Schon bei unserer ersten persönlichen Begegnung – es muss im Frühling 2006 gewesen sein – fiel mir ihr wacher, aufmerksamer Blick auf. Ich hatte kurz zuvor meine Stelle bei der Schweizerischen Ärztezeitung angetreten. ANNA war damals als Zeichnerin bei der SÄZ bereits eine Institution, auch wenn ihr dieses Attribut sicher gegen den Strich gegangen wäre. Jedenfalls war das «Gelbe Heft» ohne ihren wöchentlichen Cartoon so wenig vorstellbar wie ein Notarztkoffer ohne Adrenalin.
ANNA wollte mich kennenlernen. Bezeichnend ist, dass wir uns weder in der Redaktion noch in einem Restaurant trafen. Sie lud mich zu sich nach Hause ein, wo sie einfache, aber äusserst schmackhafte Häppchen aus der mediterranen Küche servierte. Die Besuche im Basler Bachletten-Quartier, zu denen ich in der Regel mit dem Velo aus der SÄZ-Redaktion in Muttenz anreiste, wurden über die Jahre zu Tradition. Vorbei am St. Jakobsstadion, dem Bahnhof, der Pauluskirche und dem Schützenmattpark ging die Fahrt. Für den Zürcher jedes Mal ein Abenteuer.

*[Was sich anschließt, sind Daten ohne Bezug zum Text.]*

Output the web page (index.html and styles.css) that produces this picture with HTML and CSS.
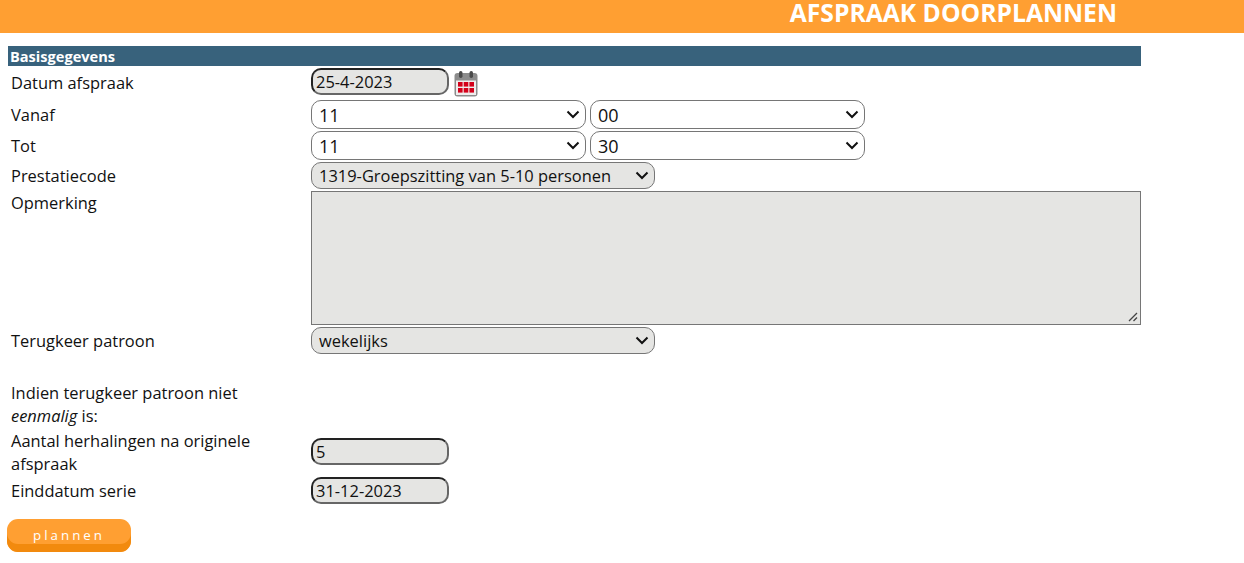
FILE: index.html
```html
<!DOCTYPE html>
<html lang="nl">
<head>
<meta charset="UTF-8">
<title>Afspraak doorplannen</title>
<link rel="stylesheet" href="styles.css">
</head>
<body>
<div class="top-bar"><h1>AFSPRAAK DOORPLANNEN</h1></div>
<form class="plan-form">
    <div class="section-title">Basisgegevens</div>

    <div class="row row-date">
        <label for="datum">Datum afspraak</label>
        <div class="field">
            <input class="text-input" id="datum" type="text" value="25-4-2023">
            <svg class="cal-icon" width="24" height="26" viewBox="0 0 24 26">
                <rect x="0.5" y="2" width="23" height="23.5" rx="3" fill="#8c8c8c"/>
                <rect x="2" y="9.5" width="20" height="14.5" fill="#efeded"/>
                <rect x="5" y="0" width="3.5" height="7" rx="1.7" fill="#4a4a4a"/>
                <rect x="15.5" y="0" width="3.5" height="7" rx="1.7" fill="#4a4a4a"/>
                <g fill="#d4001a">
                    <rect x="4" y="11" width="4.6" height="4.6"/>
                    <rect x="9.7" y="11" width="4.6" height="4.6"/>
                    <rect x="15.4" y="11" width="4.6" height="4.6"/>
                    <rect x="4" y="17" width="4.6" height="4.6"/>
                    <rect x="9.7" y="17" width="4.6" height="4.6"/>
                    <rect x="15.4" y="17" width="4.6" height="4.6"/>
                </g>
            </svg>
        </div>
    </div>

    <div class="row row-time">
        <label for="van-uur">Vanaf</label>
        <div class="field">
            <select class="time-select" id="van-uur"><option>11</option></select>
            <select class="time-select"><option>00</option></select>
        </div>
    </div>

    <div class="row row-time">
        <label for="tot-uur">Tot</label>
        <div class="field">
            <select class="time-select" id="tot-uur"><option>11</option></select>
            <select class="time-select"><option>30</option></select>
        </div>
    </div>

    <div class="row row-code">
        <label for="code">Prestatiecode</label>
        <div class="field">
            <select class="grey-select" id="code"><option>1319-Groepszitting van 5-10 personen</option></select>
        </div>
    </div>

    <div class="row row-note">
        <label for="opmerking">Opmerking</label>
        <div class="field">
            <textarea id="opmerking"></textarea>
        </div>
    </div>

    <div class="row row-pattern">
        <label for="patroon">Terugkeer patroon</label>
        <div class="field">
            <select class="grey-select" id="patroon"><option>wekelijks</option></select>
        </div>
    </div>

    <p class="hint">Indien terugkeer patroon niet <em>eenmalig</em> is:</p>

    <div class="row row-repeat">
        <label for="aantal">Aantal herhalingen na originele afspraak</label>
        <div class="field">
            <input class="text-input" id="aantal" type="text" value="5">
        </div>
    </div>

    <div class="row row-end">
        <label for="einde">Einddatum serie</label>
        <div class="field">
            <input class="text-input" id="einde" type="text" value="31-12-2023">
        </div>
    </div>

    <button class="btn-plan" type="button">plannen</button>
</form>
</body>
</html>
```
FILE: styles.css
```css
* {
    box-sizing: border-box;
}

body {
    margin: 0;
    background: #fff;
    color: #111;
    font-family: "Open Sans", "Liberation Sans", sans-serif;
    font-size: 16.45px;
}

.top-bar {
    height: 33px;
    padding-right: 127px;
    background: #ff9f32;
    text-align: right;
}

.top-bar h1 {
    margin: 0;
    color: #fff;
    font-size: 24.7px;
    font-weight: 700;
    line-height: 26px;
}

.plan-form {
    width: 1133px;
    margin: 13px 0 0 8px;
}

.section-title {
    height: 20px;
    padding-left: 2px;
    background: #38627c;
    color: #fff;
    font-size: 14.6px;
    font-weight: 700;
    line-height: 20px;
}

.row {
    display: flex;
    align-items: center;
}

.row label {
    flex: none;
    width: 303px;
    padding: 0 50px 0 3px;
    line-height: 23px;
}

.field {
    display: flex;
    flex: 1;
    align-items: center;
    gap: 4px;
}

.row-date {
    height: 33px;
}

.row-date .field {
    padding-bottom: 2px;
}

.row-time {
    height: 31px;
}

.row-code {
    height: 30px;
}

.row-code label {
    padding-bottom: 1px;
}

.row-code .field {
    padding-bottom: 1px;
}

.row-note {
    align-items: flex-start;
    height: 136px;
}

.row-pattern {
    height: 27px;
}

.text-input {
    width: 138px;
    height: 27px;
    margin: 0;
    padding: 0 3px;
    border: 2px solid;
    border-color: #222 #666 #666 #222;
    border-radius: 10px;
    outline: none;
    background: #e5e5e3;
    color: #111;
    font: 16.45px "Open Sans", "Liberation Sans", sans-serif;
}

.cal-icon {
    display: block;
    margin: 5px 0 0 1px;
}

select {
    height: 29px;
    margin: 0;
    padding: 0 30px 0 7px;
    border: 1px solid #767676;
    border-radius: 10px;
    background-position: right 5px center;
    background-repeat: no-repeat;
    background-image: url("data:image/svg+xml,%3Csvg xmlns='http://www.w3.org/2000/svg' width='14' height='9' viewBox='0 0 14 9'%3E%3Cpath d='M1.5 1.5 7 7l5.5-5.5' fill='none' stroke='%23111' stroke-width='2'/%3E%3C/svg%3E");
    color: #111;
    font: 16.45px "Open Sans", "Liberation Sans", sans-serif;
    -webkit-appearance: none;
    appearance: none;
}

.time-select {
    width: 275px;
    background-color: #fff;
    font-size: 18px;
}

.grey-select {
    width: 344px;
    height: 27px;
    background-color: #e5e5e3;
}

textarea {
    display: block;
    width: 830px;
    height: 134px;
    margin: 0;
    border: 1px solid #767676;
    background: #e5e5e3;
}

textarea::-webkit-resizer {
    background-image: url("data:image/svg+xml,%3Csvg xmlns='http://www.w3.org/2000/svg' width='15' height='15' viewBox='0 0 15 15'%3E%3Cpath d='M4 12 12 4M8.5 12 12 8.5' fill='none' stroke='%23444' stroke-width='1.3'/%3E%3C/svg%3E");
}

.hint {
    width: 253px;
    margin: 27px 0 0;
    padding-left: 3px;
    line-height: 23px;
}

.row-repeat {
    height: 46px;
    margin-top: 2px;
}

.row-repeat .field {
    padding-bottom: 1px;
}

.row-end {
    height: 31px;
}

.btn-plan {
    display: block;
    width: 124px;
    height: 33px;
    margin: 13px 0 0 -1px;
    padding: 0 0 1px;
    border: 0;
    border-radius: 11px;
    box-shadow: inset 0 -8px 0 #f28a0e;
    background: #ff9f32;
    color: #fff;
    font: 13.3px "Open Sans", "Liberation Sans", sans-serif;
    letter-spacing: 3px;
}
```
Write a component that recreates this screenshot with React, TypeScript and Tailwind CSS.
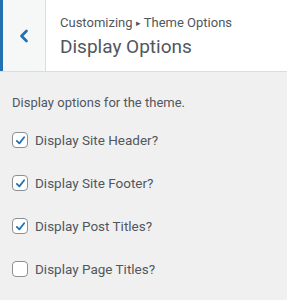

Ärztin mit grossem künstlerischen Talent
Entdeckungsreisen waren auch die Gespräche mit ANNA. Als promovierte Ärztin war sie medizinisch beschlagen, doch ihr Horizont und ihre Interessen gingen weit über die Medizin hinaus. Auch wenn sie sich als Karikaturistin in der Schweizerischen Ärztezeitung in Regel medizinischen oder gesundheitspolitischen Themen widmete, waren ihre Zeichnungen von einem Engagement geprägt, das man vielleicht am treffendsten als humanistisch bezeichnen könnte. Selten positionierte sie sich direkt politisch, was gelegentlich zu erbosten Anrufen polternder Ärzte beim Chefredaktor führte.
Zweifellos hatte ANNA alle Voraussetzungen für eine hervorragende Ärztin. Dennoch kann rückblickend kein Zweifel bestehen, dass ihre Berufung in der künstlerischen Auseinandersetzung mit der Welt lag. Ihr Anspruch an sich war hoch. Sie blieb ihm stets treu, perfektionierte ihren unverwechselbaren Strich mit höchster Ausdruckskraft und sprühte immer vor Ideen. Zahlreiche Preise und eine Vielzahl einzigartiger und erfolgreicher Bücher zeugen von der grossen Resonanz ihres Schaffens.
Gegen Ende unseres gemeinsamen Weges bei der SÄZ im Jahr 2019 deutete ANNA an, dass ihre Rolle als «Grossmanna» – sie war vierfache Mutter und siebenfache Oma – für sie künftig im Vordergrund stehen werde. Möglich, dass ihre Parkinson-Diagnose, die sie von Beginn weg offen kommunizierte, zur Verschiebung der Prioritäten beitrug. Dem «eisernen Griff» dieser Erkrankung, wie sie ihn in ihrem Abschiedsbrief nennt, hat sie noch etliche Jahre getrotzt. Nun hat sie sich selbstbestimmt aus ihm befreit, ist ihm entflogen. Wir sind traurig, aber dankbar für ein reiches künstlerisches Vermächtnis, an dem wir uns weiterhin erfreuen dürfen.
Die Abdankung findet am 23. Mai um 14 Uhr in der Pauluskirche Basel statt.